With Canadian prime and US federal interest rates maintaining an all-time low since the 1980s, the current market is well-positioned for leveraged acquisitions. Whether a purchaser does not have the liquidity to acquire a business or believes the potential growth of the investment will outpace any interest accumulating, the use of borrowed money to purchase a company is a shrewd business move.
Notwithstanding the favourable market conditions for leveraging, purchasers should expect that lenders will require certain lender protections in the acquisition agreement.
Introduced during the acquisition of Affiliated Computer Services, Inc. by Xerox Corporation (hence the “Xerox” provisions) in 2009, the Xerox provisions have gained wide-spread use in the U.S. and in cross-border transactions and are achieving traction within home-grown Canadian deals. The Xerox provisions serve to ensure that: (1) payment of a reverse break fee limits the remedies of the seller against the purchaser, and also against the purchaser’s lenders and (2) lenders will not be subject to litigation from the seller with respect to the financing provided in favour of the purchaser. In order to achieve these limitations, the following provisions should be included in the acquisition agreement:
- Sole and exclusive remedy. That the reverse break-fee is the only recourse of the seller against the purchaser and the purchaser’s lenders. Purchaser’s counsel needs to ensure that the reverse break-fee is the sole and exclusive remedy of the seller and that no other remedies, including specific performance, are available to the seller.
- Direct enforcement. That the seller cannot directly enforce the lender’s obligations to fund the acquisition. Note that typically a seller’s counsel will negotiate for the right to force the purchaser to pursue litigation against any lender who fails to ‘pony up’ on their commitment once the financing conditions have been met.
- Forum. That any litigation arising in respect of the financing be brought in New York. New York is the chosen venue in the US as it is considered a “lender-friendly” venue. For a Canadian only deal, preference would be for an Ontario court sitting in Toronto (i.e. the Commercial List), where the courts have the greatest exposure to complex commercial law matters
- Jury trial. That the parties waive any right to a jury trial relating to the financing (to avoid uncertainty in proceedings)
- Amendments. Restrictions on amendments to the foregoing provisions without lender’s consent. This provision can also be found in the financing agreement between the lender and the purchaser (or similarly, the financing agreement can (and frequently does) contain a provision requiring the acquisition agreement to be satisfactory to the lender)
- Third-party beneficiary. Confirmation that the lender is a third-party beneficiary of the foregoing provisions. This differs from an assignment of the acquisition agreement which permits the lender to directly enforce the remedies of the purchaser against the seller.

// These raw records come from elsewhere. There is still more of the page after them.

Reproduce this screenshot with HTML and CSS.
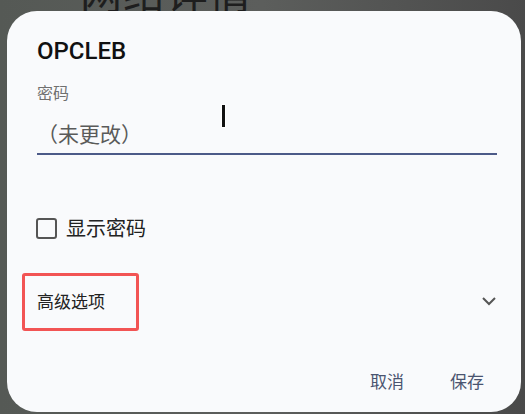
FILE: index.html
```html
<!DOCTYPE html>
<html lang="zh">
<head>
<meta charset="utf-8">
<link rel="stylesheet" href="styles.css">
</head>
<body>
<div class="page">
  <div class="page-title">网络详情</div>
</div>
<div class="dialog">
  <div class="title">OPCLEB</div>
  <div class="label">密码</div>
  <div class="field">
    <span class="value">（未更改）</span>
    <span class="cursor"></span>
  </div>
  <label class="check">
    <span class="box"></span>
    <span class="check-text">显示密码</span>
  </label>
  <div class="advanced">
    <span class="adv-text">高级选项</span>
    <svg class="chev" width="16" height="10" viewBox="0 0 16 10"><path d="M2 2 L8 8 L14 2" fill="none" stroke="#555" stroke-width="2"/></svg>
    <span class="highlight"></span>
  </div>
  <div class="actions">
    <span class="btn">取消</span>
    <span class="btn">保存</span>
  </div>
</div>
</body>
</html>
```
FILE: styles.css
```css
html, body {
  margin: 0;
  padding: 0;
  width: 525px;
  height: 414px;
  overflow: hidden;
}
body {
  background: linear-gradient(90deg, #555955 0%, #5c5e5c 50%, #4a4a4a 100%);
  font-family: Roboto, "Noto Sans CJK SC", sans-serif;
  position: relative;
}
.page {
  padding-left: 80px;
}
.page-title {
  font-family: "Noto Sans CJK SC", sans-serif;
  font-size: 42px;
  line-height: 42px;
  color: #1e1e1e;
  margin-top: -30px;
  letter-spacing: 1px;
}
.dialog {
  position: absolute;
  left: 7px;
  top: 11px;
  width: 514px;
  height: 401px;
  background: #f9fafc;
  border-radius: 30px;
  box-sizing: border-box;
  padding: 26px 24px 0 30px;
  display: flex;
  flex-direction: column;
}
.title {
  font-size: 24px;
  font-weight: 500;
  color: #111;
  line-height: 28px;
}
.label {
  margin-top: 17px;
  font-family: "Noto Sans CJK SC", sans-serif;
  font-size: 16px;
  line-height: 20px;
  color: #707070;
}
.field {
  padding: 17px 0 6px;
  border-bottom: 2px solid #4c5a88;
  position: relative;
  display: flex;
  align-items: center;
}
.value {
  font-family: "Noto Sans CJK SC", sans-serif;
  font-size: 21px;
  color: #5a5a5a;
  line-height: 28px;
}
.cursor {
  position: absolute;
  left: 185px;
  top: 3px;
  width: 3px;
  height: 22px;
  background: #111;
  box-shadow: 0 0 0 1px #fff;
}
.check {
  margin-top: 61px;
  display: flex;
  align-items: center;
  gap: 9px;
  height: 24px;
}
.box {
  width: 17px;
  height: 17px;
  margin-left: -1px;
  border: 2px solid #555;
  border-radius: 3px;
}
.check-text {
  font-family: "Noto Sans CJK SC", sans-serif;
  font-size: 20px;
  color: #222;
  line-height: 24px;
}
.advanced {
  margin-top: 33px;
  position: relative;
  display: flex;
  align-items: center;
  justify-content: space-between;
  height: 58px;
}
.adv-text {
  font-family: "Noto Sans CJK SC", sans-serif;
  font-size: 17px;
  color: #222;
  margin-top: -4px;
}
.chev {
  margin-top: -2px;
}
.highlight {
  position: absolute;
  left: -15px;
  top: 0;
  width: 117px;
  height: 58px;
  box-sizing: border-box;
  border: 3px solid #f25454;
  border-radius: 3px;
}
.actions {
  margin-top: 38px;
  display: flex;
  justify-content: flex-end;
  gap: 46px;
  padding-right: 13px;
}
.btn {
  font-family: "Noto Sans CJK SC", sans-serif;
  font-size: 17px;
  line-height: 24px;
  color: #4a5470;
}
```
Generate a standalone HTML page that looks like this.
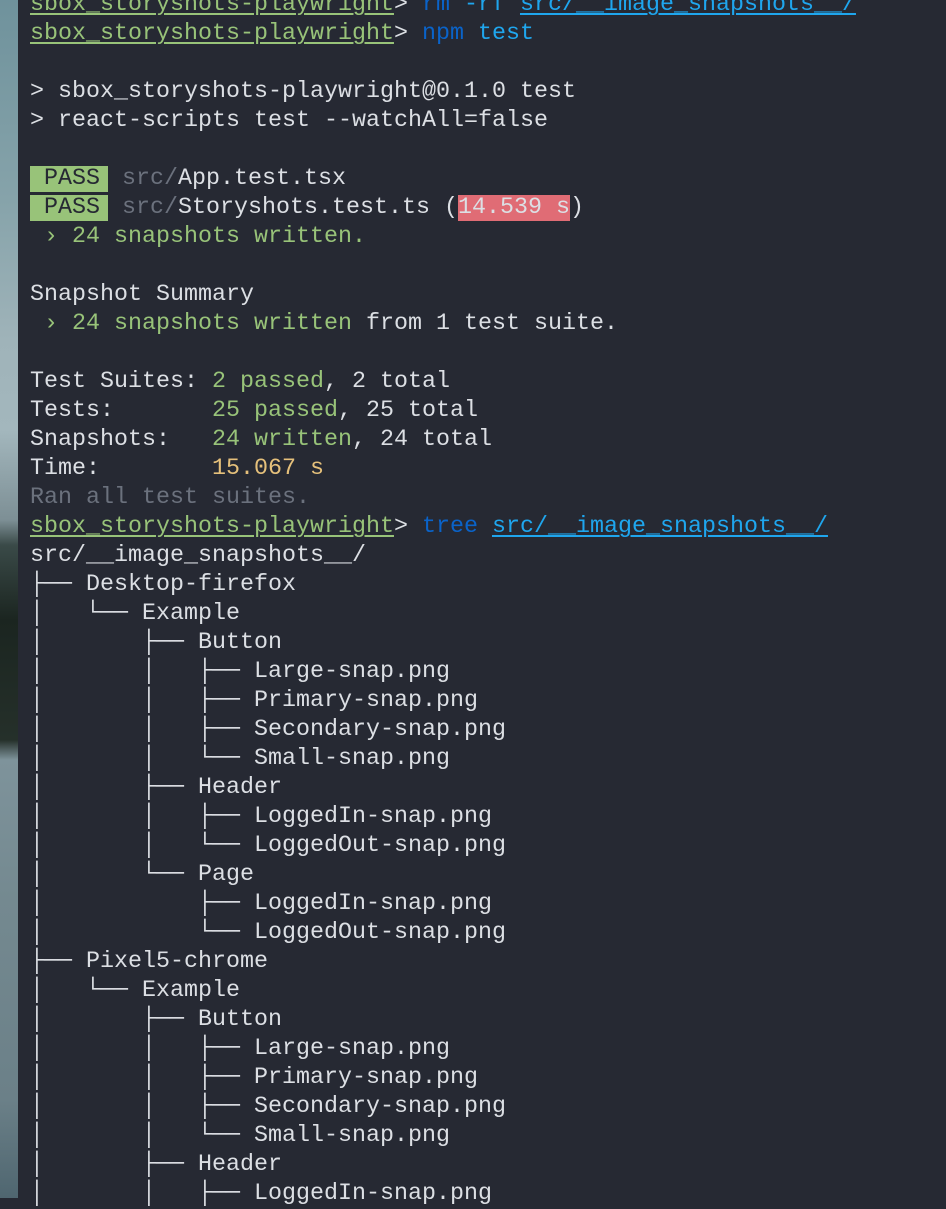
<!DOCTYPE html>
<html><head><meta charset="utf-8"><style>
html,body{margin:0;padding:0;width:946px;height:1198px;overflow:hidden;background:#262933}
.strip{position:absolute;left:0;top:0;width:18px;height:1198px;background:linear-gradient(to bottom,#6f929c 0,#86a3aa 200px,#9fb3b9 340px,#a3b7bd 430px,#7d8f95 520px,#3a4a48 545px,#1b2520 620px,#25302a 740px,#7e939b 760px,#748990 900px,#6b8088 1100px,#4f6670 1198px)}
.term{position:absolute;left:18px;top:0;right:0;bottom:0;background:#262933}
pre{position:absolute;left:30px;top:-9px;margin:0;font-family:"Liberation Mono","DejaVu Sans Mono",monospace;font-size:23.33px;line-height:29px;color:#dcdfe4;white-space:pre}
.g{color:#98c379}.u{text-decoration:underline;text-decoration-thickness:2px;text-underline-offset:3px}
.b{color:#0a63c9}.c{color:#1fa6ee}.d{color:#6b717d}.y{color:#e5c07b}
.pass{background:#98c379;color:#262933;padding:0 8px 0 0}
.red{background:#e06c75;color:#dcdfe4}
</style></head><body>
<div class="strip"></div><div class="term"></div>
<pre><span class="g u">sbox_storyshots-playwright</span>&gt; <span class="b">rm</span> <span class="c">-rf</span> <span class="c u">src/__image_snapshots__/</span>
<span class="g u">sbox_storyshots-playwright</span>&gt; <span class="b">npm</span> <span class="c">test</span>

&gt; sbox_storyshots-playwright@0.1.0 test
&gt; react-scripts test --watchAll=false

<span class="pass"> PASS</span> <span class="d">src/</span>App.test.tsx
<span class="pass"> PASS</span> <span class="d">src/</span>Storyshots.test.ts (<span class="red">14.539 s</span>)
<span class="g"> › 24 snapshots written.</span>

Snapshot Summary
<span class="g"> › 24 snapshots written</span> from 1 test suite.

Test Suites: <span class="g">2 passed</span>, 2 total
Tests:       <span class="g">25 passed</span>, 25 total
Snapshots:   <span class="g">24 written</span>, 24 total
Time:        <span class="y">15.067 s</span>
<span class="d">Ran all test suites.</span>
<span class="g u">sbox_storyshots-playwright</span>&gt; <span class="b">tree</span> <span class="c u">src/__image_snapshots__/</span>
src/__image_snapshots__/
├── Desktop-firefox
│   └── Example
│       ├── Button
│       │   ├── Large-snap.png
│       │   ├── Primary-snap.png
│       │   ├── Secondary-snap.png
│       │   └── Small-snap.png
│       ├── Header
│       │   ├── LoggedIn-snap.png
│       │   └── LoggedOut-snap.png
│       └── Page
│           ├── LoggedIn-snap.png
│           └── LoggedOut-snap.png
├── Pixel5-chrome
│   └── Example
│       ├── Button
│       │   ├── Large-snap.png
│       │   ├── Primary-snap.png
│       │   ├── Secondary-snap.png
│       │   └── Small-snap.png
│       ├── Header
│       │   ├── LoggedIn-snap.png
</pre>
</body></html>
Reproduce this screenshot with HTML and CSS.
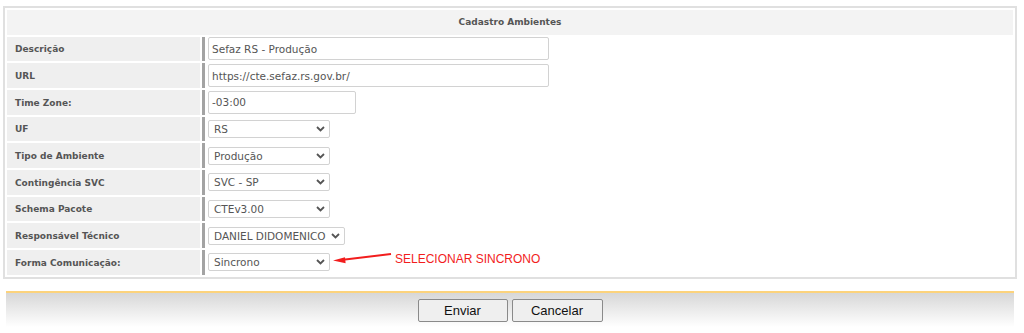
FILE: index.html
```html
<!DOCTYPE html>
<html>
<head>
    <meta charset="utf-8">
    <title>Cadastro Ambientes</title>
    <link rel="stylesheet" href="styles.css">
</head>
<body>
    <div class="panel">
        <table class="form">
            <tr><th colspan="2" class="title">Cadastro Ambientes</th></tr>
            <tr>
                <td class="label">Descrição</td>
                <td class="field"><input class="text wide" value="Sefaz RS - Produção"></td>
            </tr>
            <tr>
                <td class="label">URL</td>
                <td class="field"><input class="text wide" value="https://cte.sefaz.rs.gov.br/"></td>
            </tr>
            <tr>
                <td class="label">Time Zone:</td>
                <td class="field"><input class="text short" value="-03:00"></td>
            </tr>
            <tr>
                <td class="label">UF</td>
                <td class="field">
                    <span class="select"><select><option>RS</option></select><svg class="chev" viewBox="0 0 9 6"><path d="M1 1 L4.5 4.5 L8 1"/></svg></span>
                </td>
            </tr>
            <tr>
                <td class="label">Tipo de Ambiente</td>
                <td class="field">
                    <span class="select"><select><option>Produção</option></select><svg class="chev" viewBox="0 0 9 6"><path d="M1 1 L4.5 4.5 L8 1"/></svg></span>
                </td>
            </tr>
            <tr>
                <td class="label">Contingência SVC</td>
                <td class="field">
                    <span class="select"><select><option>SVC - SP</option></select><svg class="chev" viewBox="0 0 9 6"><path d="M1 1 L4.5 4.5 L8 1"/></svg></span>
                </td>
            </tr>
            <tr>
                <td class="label">Schema Pacote</td>
                <td class="field">
                    <span class="select"><select><option>CTEv3.00</option></select><svg class="chev" viewBox="0 0 9 6"><path d="M1 1 L4.5 4.5 L8 1"/></svg></span>
                </td>
            </tr>
            <tr>
                <td class="label">Responsável Técnico</td>
                <td class="field">
                    <span class="select select-wide"><select><option>DANIEL DIDOMENICO</option></select><svg class="chev" viewBox="0 0 9 6"><path d="M1 1 L4.5 4.5 L8 1"/></svg></span>
                </td>
            </tr>
            <tr>
                <td class="label">Forma Comunicação:</td>
                <td class="field">
                    <div class="with-note">
                        <span class="select"><select><option>Sincrono</option></select><svg class="chev" viewBox="0 0 9 6"><path d="M1 1 L4.5 4.5 L8 1"/></svg></span>
                        <svg class="arrow" width="62" height="20" viewBox="0 0 62 20">
                            <line x1="12" y1="7.8" x2="60" y2="2" stroke="#f21d1d" stroke-width="2"/>
                            <polygon points="2,8.6 14,5.2 14.6,11.2" fill="#f21d1d"/>
                        </svg>
                        <span class="note">SELECIONAR SINCRONO</span>
                    </div>
                </td>
            </tr>
        </table>
    </div>

    <div class="actions">
        <button class="btn">Enviar</button>
        <button class="btn btn-cancel">Cancelar</button>
    </div>
</body>
</html>
```

FILE: styles.css
```css
body {
    margin: 0;
    background: white;
    font-family: "DejaVu Sans", Verdana, sans-serif;
}
.panel {
    margin: 6px 7px 0 3px;
    border: 2px solid #e0e0e0;
}
.form {
    width: 100%;
    border-collapse: separate;
    border-spacing: 2px;
}
.form th,
.form td {
    height: 24.67px;
    padding: 0;
    box-sizing: border-box;
}
.title {
    background: #f3f3f3;
    color: #555;
    font-size: 9px;
    font-weight: bold;
    text-align: center;
}
.label {
    width: 193px;
    padding: 1px 8px 0 !important;
    background: #efefef;
    color: #555;
    font-size: 9px;
    font-weight: bold;
}
.field {
    border-left: 3px solid #a3a3a3;
    padding-left: 3px !important;
    vertical-align: middle;
}
.text {
    display: block;
    box-sizing: border-box;
    height: 23px;
    padding: 0 0 0 3px;
    border: 1px solid #d2d2d2;
    border-radius: 2px;
    font-family: "DejaVu Sans", Verdana, sans-serif;
    font-size: 10.5px;
    color: #555;
    outline: none;
}
.wide { width: 341px; }
.short { width: 148px; }
.select {
    position: relative;
    display: block;
    width: 122px;
    height: 18px;
    flex-shrink: 0;
}
.select-wide { width: 137px; }
.select select {
    -webkit-appearance: none;
    appearance: none;
    display: block;
    box-sizing: border-box;
    width: 100%;
    height: 18px;
    margin: 0;
    padding: 0 0 0 5px;
    border: 1px solid #d2d2d2;
    border-radius: 2px;
    background: white;
    font-family: "DejaVu Sans", Verdana, sans-serif;
    font-size: 10.5px;
    color: #555;
    outline: none;
}
.chev {
    position: absolute;
    right: 5px;
    top: 6px;
    width: 9px;
    height: 6px;
    fill: none;
    stroke: #555;
    stroke-width: 1.8;
}
.with-note {
    display: flex;
    align-items: center;
}
.arrow {
    margin-left: 1px;
    flex-shrink: 0;
}
.note {
    margin: 0 0 6px 2px;
    font-family: "Liberation Sans", Arial, sans-serif;
    font-size: 12px;
    color: #f21d1d;
}
.actions {
    margin: 12px 10px 0 6px;
    border-top: 2px solid #fcd37c;
    background: linear-gradient(#d7d7d7, #ffffff 34px);
    height: 37px;
    padding-top: 6px;
    box-sizing: border-box;
    display: flex;
    justify-content: center;
    gap: 4px;
}
.btn {
    width: 90px;
    height: 23px;
    padding: 0;
    border: 1px solid #8a8a8a;
    border-radius: 2px;
    background: #efefef;
    font-family: "Liberation Sans", Arial, sans-serif;
    font-size: 13px;
    color: #111;
}
.btn-cancel { width: 91px; }
```
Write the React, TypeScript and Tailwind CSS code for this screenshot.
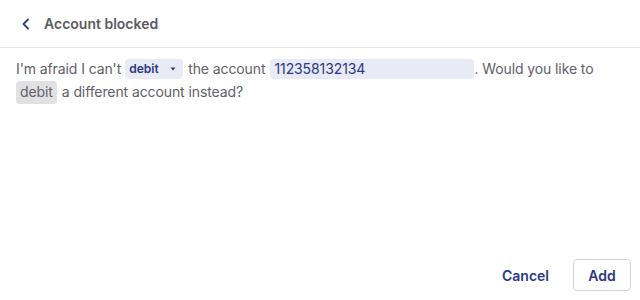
import React from "react";

export default function App() {
  return (
    <div className="w-[640px] h-[300px] bg-white flex flex-col" style={{ fontFamily: "Inter, 'Noto Sans', sans-serif" }}>
      <div className="h-[48px] flex items-center border-b border-[#e4e4ea] px-[16px] shrink-0">
        <svg width="14" height="14" viewBox="0 0 14 14" className="ml-[3px]">
          <path d="M9 2.5 L4.5 7 L9 11.5" fill="none" stroke="#2e3a86" strokeWidth="1.8" strokeLinecap="round" strokeLinejoin="round" />
        </svg>
        <span className="ml-[11px] text-[14px] font-semibold text-[#5a5b63]">Account blocked</span>
      </div>
      <div className="px-[16px] pt-[10px] text-[14px] leading-[22px] text-[#5f6068] tracking-[-0.1px]">
        <div className="flex items-center h-[22px]">
          <span>I'm afraid I can't</span>
          <span className="ml-[4px] h-[20px] w-[58px] rounded-[4px] bg-[#e8eaf5] flex items-center px-[4px] text-[12px] font-semibold text-[#2b3886] tracking-normal">
            debit
            <svg width="6" height="4" viewBox="0 0 6 4" className="ml-[11px]">
              <path d="M0.5 0.5 L5.5 0.5 L3 3.5 Z" fill="#2b3886" />
            </svg>
          </span>
          <span className="ml-[5px]">the account</span>
          <span className="ml-[5px] h-[20px] w-[204px] rounded-[4px] bg-[#e8eaf5] flex items-center px-[4px] text-[#2b3886]">112358132134</span>
          <span>. Would you like to</span>
        </div>
        <div className="flex items-center h-[24px]">
          <span className="h-[23px] rounded-[4px] bg-[#e1e1e3] px-[4px] flex items-center">debit</span>
          <span className="ml-[5px]">a different account instead?</span>
        </div>
      </div>
      <div className="flex-1" />
      <div className="flex items-center justify-end gap-[24px] pr-[9px] pb-[9px]">
        <button className="text-[14px] font-semibold text-[#2b3886]">Cancel</button>
        <button className="h-[32px] w-[58px] rounded-[4px] border border-[#d4d5da] text-[14px] font-semibold text-[#2b3886] bg-white">Add</button>
      </div>
    </div>
  );
}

The Xerox provisions are one of many ways that lenders seek protections when financing acquisitions but their availability may be limited by the status of the negotiations of the purchase agreement once a financing commitment is finalized. The bargaining strength of the purchaser and seller may also be a deterrent to a lender asserting itself into the purchase agreement. This is not to say in these situations a lender will be out of luck, simply that alternative protections will need to be used to protect a lender’s interest.